The following are considered as boundary conditions:

$r=R:u={{U}_{w}}(x)=\frac{ax}{l},v={{v}_{0}},T={{T}_{w}},C={{C}_{w}}$ (9)

$r\to \infty :u\to {{U}_{\infty }}(x)=0,T\to {{T}_{\infty }},C\to {{C}_{\infty }}$ (10)

Here, similarity transformations can be chosen for finding the similarity solution and they are as follow:

$\begin{align}  & u=\frac{1}{r}\frac{\partial \psi }{\partial r},v=-\frac{1}{r}\frac{\partial \psi }{\partial x}, \\ & \eta =\sqrt{\frac{a}{l\upsilon }}\left( \frac{{{r}^{2}}-{{R}^{2}}}{2R} \right),\,\,\psi =\sqrt{\frac{\upsilon ax}{l}}Rf\left( \eta  \right), \\ & \theta (\eta )=\frac{T-{{T}_{\infty }}}{{{T}_{w}}-{{T}_{\infty }}},\varphi (\eta )=\frac{C-{{C}_{\infty }}}{{{C}_{w}}-{{C}_{\infty }}} \\\end{align}$ (11)

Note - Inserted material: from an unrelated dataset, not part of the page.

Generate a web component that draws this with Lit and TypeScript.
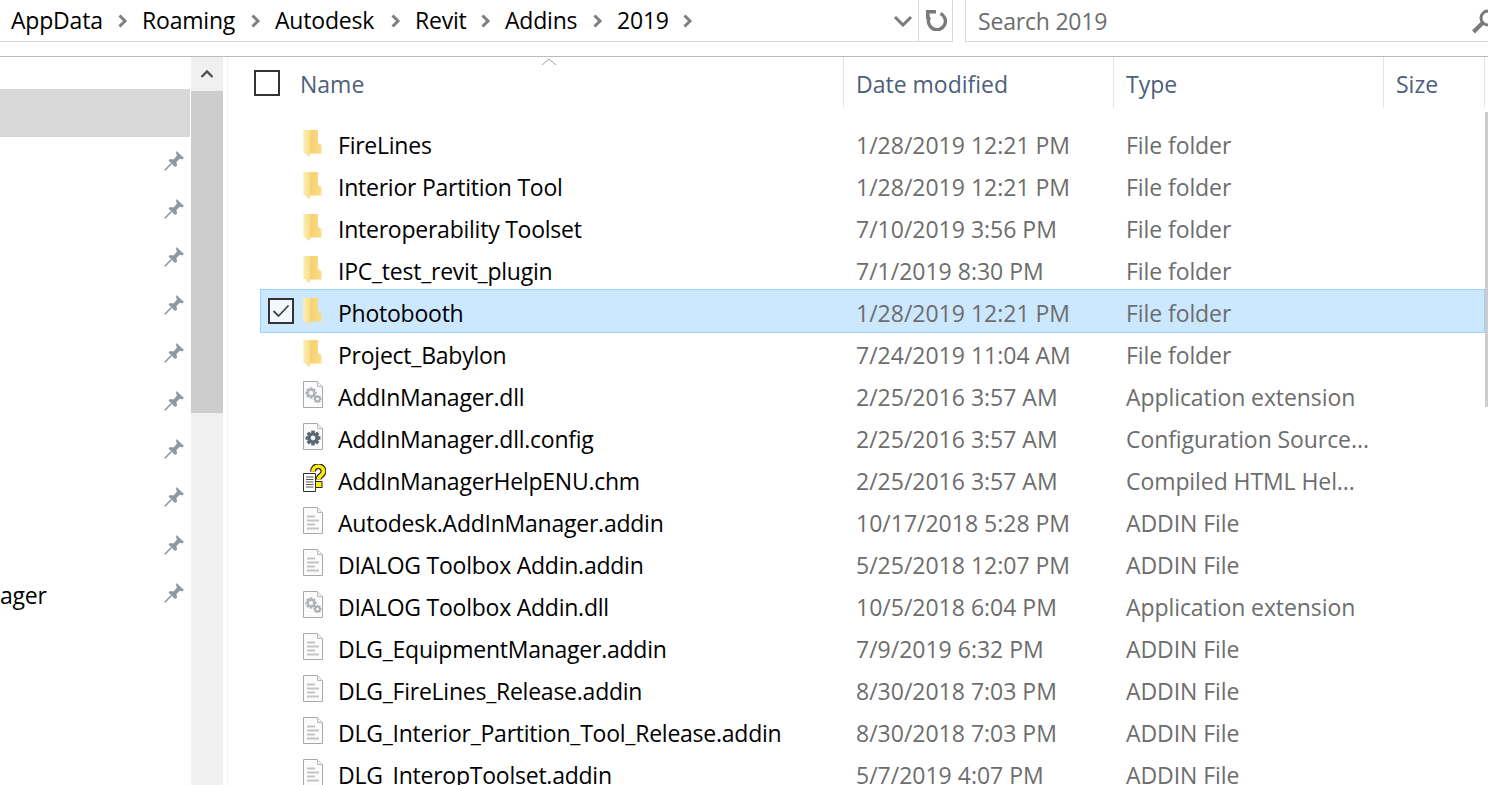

Making use of transformations (11), equations (5)-(10) can be written as:

$\begin{align}  & (1-n)(1+2K\eta ){{{f}'}'}'+f{{f}'}'-{{{{f}'}}^{2}}+2K(1-n){{f}'}' \\ & +2\lambda n{{(1+2K\eta )}^{3/2}}{{f}'}'{{{f}'}'}' \\ & +3\lambda K{{(1+2K\eta )}^{1/2}}{{{{{f}'}'}}^{2}}-M{f}'=0 \\\end{align}$ (12)

$(1+2K\eta ){{\theta }'}'+2K{\theta }'+\Pr f{\theta }'=0$ (13)

$(1+2K\eta ){{\varphi }'}'+2K{\varphi }'+Scf{\varphi }'=0$ (14)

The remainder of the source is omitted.